3. In the trades, you hit your peak earnings after 4 years on the job. In unionized trades, you are getting about 30 bucks an hour. Your rate will increase with inflation, but it will be at that same collectively negotiated rate for life, unless you make it to foreman or start your own company. Few people do this, but it is possible to play your cards right. If you don't buy the truck and house early on and settle for something a little more modest, you can flip that savings into something bigger.
4. Older guys in the oil patch become consultants. They do this because their bodies are smashed up, but their minds are better than ever. They might take a few courses on safety auditing and branch out into that.
5. The tax system, as burdensome as it is, is designed to encourage saving. RRSP's help to shift the tax burden to later in life and encourage investment/savings. That might be something to look into for a young guy making big bucks.

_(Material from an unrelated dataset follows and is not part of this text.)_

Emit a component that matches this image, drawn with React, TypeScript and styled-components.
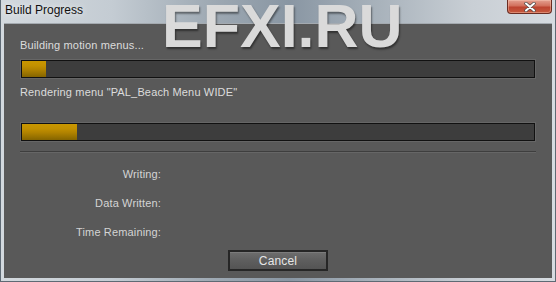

The key, it seems, is education. A piece of paper is just that - but it can get you places, like a passport.
The point isn't that it's unjust to tax labourers because they're bodies break down, but rather I am demonstrating that a progressive taxation model hurts the very people it claims to help. Socialists champion tax graduated tax models as helping the working class, by inlicting greater penalty on the "rich". But that model is more destructive to the wage earner as his income is much more susteptible to market fluctuations than the proffessional. So when times are good he is taxed as if they have always been that way, which is untypical for the average laymen.